--- Start of The input ---

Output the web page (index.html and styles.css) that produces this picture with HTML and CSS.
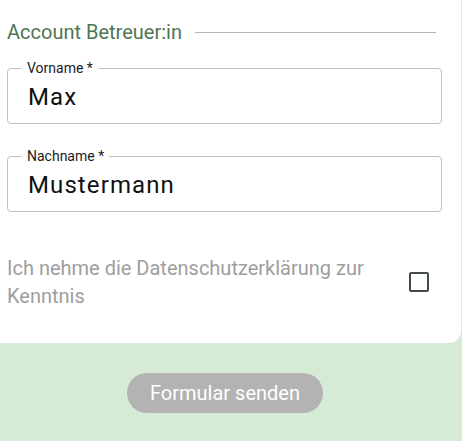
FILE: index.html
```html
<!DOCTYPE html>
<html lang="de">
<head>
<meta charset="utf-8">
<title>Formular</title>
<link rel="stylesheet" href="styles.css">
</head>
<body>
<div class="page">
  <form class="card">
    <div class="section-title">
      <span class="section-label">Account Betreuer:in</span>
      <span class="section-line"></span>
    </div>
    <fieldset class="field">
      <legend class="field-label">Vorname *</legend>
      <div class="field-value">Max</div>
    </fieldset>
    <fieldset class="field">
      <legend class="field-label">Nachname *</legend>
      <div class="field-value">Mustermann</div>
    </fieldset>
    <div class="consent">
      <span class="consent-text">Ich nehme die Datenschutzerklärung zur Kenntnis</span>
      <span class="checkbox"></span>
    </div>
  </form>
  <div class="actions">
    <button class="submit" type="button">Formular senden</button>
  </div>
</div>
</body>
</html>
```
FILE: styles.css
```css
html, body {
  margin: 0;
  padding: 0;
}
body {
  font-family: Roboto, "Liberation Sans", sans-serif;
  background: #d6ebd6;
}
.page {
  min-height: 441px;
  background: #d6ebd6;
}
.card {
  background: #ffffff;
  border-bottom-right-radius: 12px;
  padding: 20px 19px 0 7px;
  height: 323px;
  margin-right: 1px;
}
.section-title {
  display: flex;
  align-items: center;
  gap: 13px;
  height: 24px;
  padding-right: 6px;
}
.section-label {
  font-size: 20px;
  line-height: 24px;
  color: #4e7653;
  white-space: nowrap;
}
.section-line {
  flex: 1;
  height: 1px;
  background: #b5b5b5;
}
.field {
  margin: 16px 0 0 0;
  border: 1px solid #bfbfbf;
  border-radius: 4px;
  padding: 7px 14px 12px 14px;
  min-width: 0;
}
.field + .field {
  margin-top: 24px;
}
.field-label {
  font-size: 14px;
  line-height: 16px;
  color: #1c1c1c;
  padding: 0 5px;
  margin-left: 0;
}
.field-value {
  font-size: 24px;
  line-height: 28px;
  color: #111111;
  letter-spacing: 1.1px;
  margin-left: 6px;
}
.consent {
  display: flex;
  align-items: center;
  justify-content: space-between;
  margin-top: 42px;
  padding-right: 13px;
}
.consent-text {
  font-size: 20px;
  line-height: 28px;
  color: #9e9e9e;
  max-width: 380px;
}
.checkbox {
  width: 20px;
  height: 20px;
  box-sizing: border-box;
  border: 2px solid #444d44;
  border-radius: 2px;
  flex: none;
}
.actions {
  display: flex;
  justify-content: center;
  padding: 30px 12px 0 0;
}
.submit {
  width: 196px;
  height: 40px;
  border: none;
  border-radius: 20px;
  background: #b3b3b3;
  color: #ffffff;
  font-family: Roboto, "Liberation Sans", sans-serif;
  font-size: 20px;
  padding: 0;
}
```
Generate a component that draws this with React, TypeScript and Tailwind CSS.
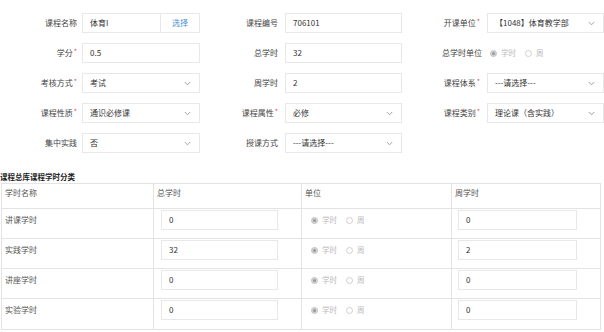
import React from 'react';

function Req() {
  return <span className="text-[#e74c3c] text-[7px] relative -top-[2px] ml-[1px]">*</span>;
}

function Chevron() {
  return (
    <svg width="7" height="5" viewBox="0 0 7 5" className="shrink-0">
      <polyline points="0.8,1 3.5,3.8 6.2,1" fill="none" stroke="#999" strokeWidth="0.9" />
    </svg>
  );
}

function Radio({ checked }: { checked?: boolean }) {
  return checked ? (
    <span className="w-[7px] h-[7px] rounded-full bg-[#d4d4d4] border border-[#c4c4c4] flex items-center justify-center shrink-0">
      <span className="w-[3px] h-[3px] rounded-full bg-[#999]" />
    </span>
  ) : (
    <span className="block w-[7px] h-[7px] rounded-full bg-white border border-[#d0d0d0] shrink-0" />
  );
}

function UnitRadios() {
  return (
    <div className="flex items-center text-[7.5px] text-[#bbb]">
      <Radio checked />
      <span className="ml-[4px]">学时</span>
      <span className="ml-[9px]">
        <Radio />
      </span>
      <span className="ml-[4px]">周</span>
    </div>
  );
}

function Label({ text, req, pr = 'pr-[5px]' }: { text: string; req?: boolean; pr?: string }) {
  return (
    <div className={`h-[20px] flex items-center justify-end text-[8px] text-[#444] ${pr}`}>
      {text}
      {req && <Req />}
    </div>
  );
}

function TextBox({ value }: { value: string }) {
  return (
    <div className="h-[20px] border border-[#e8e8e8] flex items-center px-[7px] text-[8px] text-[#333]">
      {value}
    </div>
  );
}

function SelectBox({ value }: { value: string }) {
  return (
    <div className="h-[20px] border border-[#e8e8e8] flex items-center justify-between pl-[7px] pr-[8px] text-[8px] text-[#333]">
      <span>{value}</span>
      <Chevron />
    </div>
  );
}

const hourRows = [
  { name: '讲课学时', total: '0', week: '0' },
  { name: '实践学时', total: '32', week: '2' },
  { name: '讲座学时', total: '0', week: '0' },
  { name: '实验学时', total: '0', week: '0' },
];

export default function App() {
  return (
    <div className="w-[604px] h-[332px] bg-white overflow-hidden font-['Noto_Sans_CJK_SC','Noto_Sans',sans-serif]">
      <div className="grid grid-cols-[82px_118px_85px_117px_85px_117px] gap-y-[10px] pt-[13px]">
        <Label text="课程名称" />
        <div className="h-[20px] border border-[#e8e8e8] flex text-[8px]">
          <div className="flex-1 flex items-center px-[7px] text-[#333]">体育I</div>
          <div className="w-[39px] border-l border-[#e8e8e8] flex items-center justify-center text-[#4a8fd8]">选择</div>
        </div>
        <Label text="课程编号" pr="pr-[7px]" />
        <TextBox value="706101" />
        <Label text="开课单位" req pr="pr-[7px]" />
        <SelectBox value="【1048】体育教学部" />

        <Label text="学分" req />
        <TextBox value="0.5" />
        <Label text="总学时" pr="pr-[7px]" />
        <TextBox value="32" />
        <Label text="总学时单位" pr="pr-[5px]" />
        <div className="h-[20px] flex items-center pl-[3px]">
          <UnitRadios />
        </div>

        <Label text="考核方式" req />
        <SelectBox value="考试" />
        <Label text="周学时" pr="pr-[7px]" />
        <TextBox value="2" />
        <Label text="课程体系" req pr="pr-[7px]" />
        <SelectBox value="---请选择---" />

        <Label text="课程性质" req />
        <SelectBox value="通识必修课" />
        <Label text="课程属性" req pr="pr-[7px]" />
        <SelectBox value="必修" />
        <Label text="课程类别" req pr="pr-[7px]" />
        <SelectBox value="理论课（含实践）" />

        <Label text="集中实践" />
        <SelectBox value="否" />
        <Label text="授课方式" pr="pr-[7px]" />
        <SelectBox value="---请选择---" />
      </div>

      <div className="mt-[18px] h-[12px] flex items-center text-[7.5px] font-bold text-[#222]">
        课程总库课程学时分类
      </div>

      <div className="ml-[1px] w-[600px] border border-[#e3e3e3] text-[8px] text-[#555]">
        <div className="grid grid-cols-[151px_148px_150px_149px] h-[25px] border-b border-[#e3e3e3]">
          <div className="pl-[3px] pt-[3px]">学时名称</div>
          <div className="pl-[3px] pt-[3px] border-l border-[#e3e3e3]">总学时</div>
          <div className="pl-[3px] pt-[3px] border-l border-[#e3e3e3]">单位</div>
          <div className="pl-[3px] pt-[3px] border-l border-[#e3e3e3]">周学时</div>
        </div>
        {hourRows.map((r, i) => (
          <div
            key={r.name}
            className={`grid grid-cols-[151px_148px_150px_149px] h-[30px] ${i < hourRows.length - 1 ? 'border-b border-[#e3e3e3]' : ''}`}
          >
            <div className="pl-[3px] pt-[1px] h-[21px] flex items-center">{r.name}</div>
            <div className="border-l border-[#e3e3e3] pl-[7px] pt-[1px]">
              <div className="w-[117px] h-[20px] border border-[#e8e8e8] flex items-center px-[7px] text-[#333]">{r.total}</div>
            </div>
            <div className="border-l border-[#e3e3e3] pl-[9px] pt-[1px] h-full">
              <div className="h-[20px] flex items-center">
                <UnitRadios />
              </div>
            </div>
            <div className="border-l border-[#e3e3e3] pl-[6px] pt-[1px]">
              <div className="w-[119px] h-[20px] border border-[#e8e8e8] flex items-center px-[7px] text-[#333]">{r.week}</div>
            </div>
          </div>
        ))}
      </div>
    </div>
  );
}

--- End of The input ---

▸ **Exercise objective**:
From the data above, copy each line where the string "with" appears.

▸ **The completed task**:
Output the web page (index.html and styles.css) that produces this picture with HTML and CSS.
Generate a component that draws this with React, TypeScript and Tailwind CSS.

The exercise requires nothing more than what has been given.